Instructions to follow
Below is some material; set it all down exactly, apart from the pictures.

— begin Supplied information —

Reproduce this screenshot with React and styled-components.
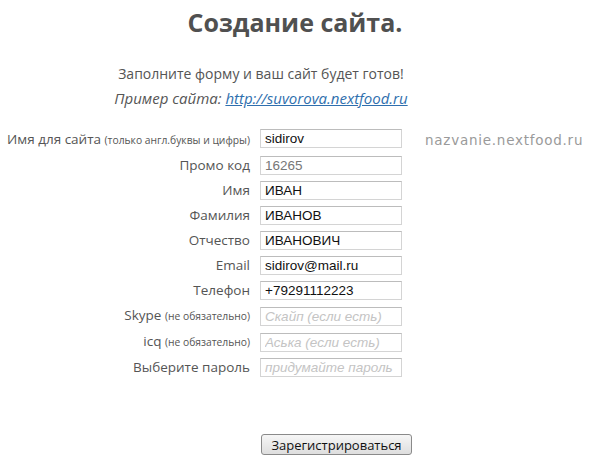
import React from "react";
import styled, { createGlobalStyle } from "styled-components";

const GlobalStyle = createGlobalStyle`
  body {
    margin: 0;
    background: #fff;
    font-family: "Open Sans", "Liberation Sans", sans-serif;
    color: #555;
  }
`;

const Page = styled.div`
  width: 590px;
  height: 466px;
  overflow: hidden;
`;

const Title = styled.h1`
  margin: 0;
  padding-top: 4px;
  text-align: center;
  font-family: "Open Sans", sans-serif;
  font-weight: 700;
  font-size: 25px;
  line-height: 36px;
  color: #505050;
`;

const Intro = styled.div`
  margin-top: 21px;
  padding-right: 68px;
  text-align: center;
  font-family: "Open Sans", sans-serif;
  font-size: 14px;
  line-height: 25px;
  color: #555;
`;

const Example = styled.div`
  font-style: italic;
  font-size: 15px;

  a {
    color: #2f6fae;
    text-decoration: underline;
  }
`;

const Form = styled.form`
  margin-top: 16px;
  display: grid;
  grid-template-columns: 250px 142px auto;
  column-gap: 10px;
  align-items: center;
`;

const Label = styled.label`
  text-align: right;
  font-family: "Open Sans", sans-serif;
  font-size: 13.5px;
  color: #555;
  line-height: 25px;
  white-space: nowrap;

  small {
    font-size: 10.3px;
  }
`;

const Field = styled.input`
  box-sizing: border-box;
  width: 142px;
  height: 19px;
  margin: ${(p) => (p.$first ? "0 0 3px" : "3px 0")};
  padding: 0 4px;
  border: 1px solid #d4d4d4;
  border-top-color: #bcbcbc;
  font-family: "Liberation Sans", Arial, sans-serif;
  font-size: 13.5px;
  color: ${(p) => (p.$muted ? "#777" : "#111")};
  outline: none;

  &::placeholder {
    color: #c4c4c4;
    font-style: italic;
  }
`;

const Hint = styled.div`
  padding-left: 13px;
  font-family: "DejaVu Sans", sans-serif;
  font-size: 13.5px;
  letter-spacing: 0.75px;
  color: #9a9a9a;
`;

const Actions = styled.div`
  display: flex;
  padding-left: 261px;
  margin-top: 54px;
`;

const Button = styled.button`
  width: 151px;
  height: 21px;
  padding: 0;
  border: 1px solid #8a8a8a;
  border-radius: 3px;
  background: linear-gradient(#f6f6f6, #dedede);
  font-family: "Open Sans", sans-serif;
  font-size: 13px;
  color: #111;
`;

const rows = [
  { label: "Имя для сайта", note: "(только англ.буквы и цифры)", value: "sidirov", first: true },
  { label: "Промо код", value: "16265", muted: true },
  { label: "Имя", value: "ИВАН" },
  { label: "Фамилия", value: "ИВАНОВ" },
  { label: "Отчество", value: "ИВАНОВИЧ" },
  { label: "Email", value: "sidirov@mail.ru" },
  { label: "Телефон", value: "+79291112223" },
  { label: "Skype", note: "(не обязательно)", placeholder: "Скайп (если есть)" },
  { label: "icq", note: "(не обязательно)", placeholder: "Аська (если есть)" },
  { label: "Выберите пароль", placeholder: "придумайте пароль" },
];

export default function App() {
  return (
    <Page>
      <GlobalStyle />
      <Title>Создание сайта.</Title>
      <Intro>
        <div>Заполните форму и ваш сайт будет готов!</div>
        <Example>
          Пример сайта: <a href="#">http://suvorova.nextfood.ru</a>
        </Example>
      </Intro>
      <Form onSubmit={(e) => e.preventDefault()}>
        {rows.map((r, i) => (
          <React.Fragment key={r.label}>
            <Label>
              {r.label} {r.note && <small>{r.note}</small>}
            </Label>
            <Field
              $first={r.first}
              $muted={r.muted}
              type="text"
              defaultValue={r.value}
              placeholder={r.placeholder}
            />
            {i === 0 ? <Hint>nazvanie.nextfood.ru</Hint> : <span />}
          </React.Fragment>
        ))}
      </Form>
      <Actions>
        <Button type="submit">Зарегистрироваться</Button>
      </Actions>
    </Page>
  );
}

— end Supplied information —

Answer to the problem
Reproduce this screenshot with React and styled-components.
import React from "react";
import styled, { createGlobalStyle } from "styled-components";

const GlobalStyle = createGlobalStyle`
  body {
    margin: 0;
    background: #fff;
    font-family: "Open Sans", "Liberation Sans", sans-serif;
    color: #555;
  }
`;

const Page = styled.div`
  width: 590px;
  height: 466px;
  overflow: hidden;
`;

const Title = styled.h1`
  margin: 0;
  padding-top: 4px;
  text-align: center;
  font-family: "Open Sans", sans-serif;
  font-weight: 700;
  font-size: 25px;
  line-height: 36px;
  color: #505050;
`;

const Intro = styled.div`
  margin-top: 21px;
  padding-right: 68px;
  text-align: center;
  font-family: "Open Sans", sans-serif;
  font-size: 14px;
  line-height: 25px;
  color: #555;
`;

const Example = styled.div`
  font-style: italic;
  font-size: 15px;

  a {
    color: #2f6fae;
    text-decoration: underline;
  }
`;

const Form = styled.form`
  margin-top: 16px;
  display: grid;
  grid-template-columns: 250px 142px auto;
  column-gap: 10px;
  align-items: center;
`;

const Label = styled.label`
  text-align: right;
  font-family: "Open Sans", sans-serif;
  font-size: 13.5px;
  color: #555;
  line-height: 25px;
  white-space: nowrap;

  small {
    font-size: 10.3px;
  }
`;

const Field = styled.input`
  box-sizing: border-box;
  width: 142px;
  height: 19px;
  margin: ${(p) => (p.$first ? "0 0 3px" : "3px 0")};
  padding: 0 4px;
  border: 1px solid #d4d4d4;
  border-top-color: #bcbcbc;
  font-family: "Liberation Sans", Arial, sans-serif;
  font-size: 13.5px;
  color: ${(p) => (p.$muted ? "#777" : "#111")};
  outline: none;

  &::placeholder {
    color: #c4c4c4;
    font-style: italic;
  }
`;

const Hint = styled.div`
  padding-left: 13px;
  font-family: "DejaVu Sans", sans-serif;
  font-size: 13.5px;
  letter-spacing: 0.75px;
  color: #9a9a9a;
`;

const Actions = styled.div`
  display: flex;
  padding-left: 261px;
  margin-top: 54px;
`;

const Button = styled.button`
  width: 151px;
  height: 21px;
  padding: 0;
  border: 1px solid #8a8a8a;
  border-radius: 3px;
  background: linear-gradient(#f6f6f6, #dedede);
  font-family: "Open Sans", sans-serif;
  font-size: 13px;
  color: #111;
`;

const rows = [
  { label: "Имя для сайта", note: "(только англ.буквы и цифры)", value: "sidirov", first: true },
  { label: "Промо код", value: "16265", muted: true },
  { label: "Имя", value: "ИВАН" },
  { label: "Фамилия", value: "ИВАНОВ" },
  { label: "Отчество", value: "ИВАНОВИЧ" },
  { label: "Email", value: "sidirov@mail.ru" },
  { label: "Телефон", value: "+79291112223" },
  { label: "Skype", note: "(не обязательно)", placeholder: "Скайп (если есть)" },
  { label: "icq", note: "(не обязательно)", placeholder: "Аська (если есть)" },
  { label: "Выберите пароль", placeholder: "придумайте пароль" },
];

export default function App() {
  return (
    <Page>
      <GlobalStyle />
      <Title>Создание сайта.</Title>
      <Intro>
        <div>Заполните форму и ваш сайт будет готов!</div>
        <Example>
          Пример сайта: <a href="#">http://suvorova.nextfood.ru</a>
        </Example>
      </Intro>
      <Form onSubmit={(e) => e.preventDefault()}>
        {rows.map((r, i) => (
          <React.Fragment key={r.label}>
            <Label>
              {r.label} {r.note && <small>{r.note}</small>}
            </Label>
            <Field
              $first={r.first}
              $muted={r.muted}
              type="text"
              defaultValue={r.value}
              placeholder={r.placeholder}
            />
            {i === 0 ? <Hint>nazvanie.nextfood.ru</Hint> : <span />}
          </React.Fragment>
        ))}
      </Form>
      <Actions>
        <Button type="submit">Зарегистрироваться</Button>
      </Actions>
    </Page>
  );
}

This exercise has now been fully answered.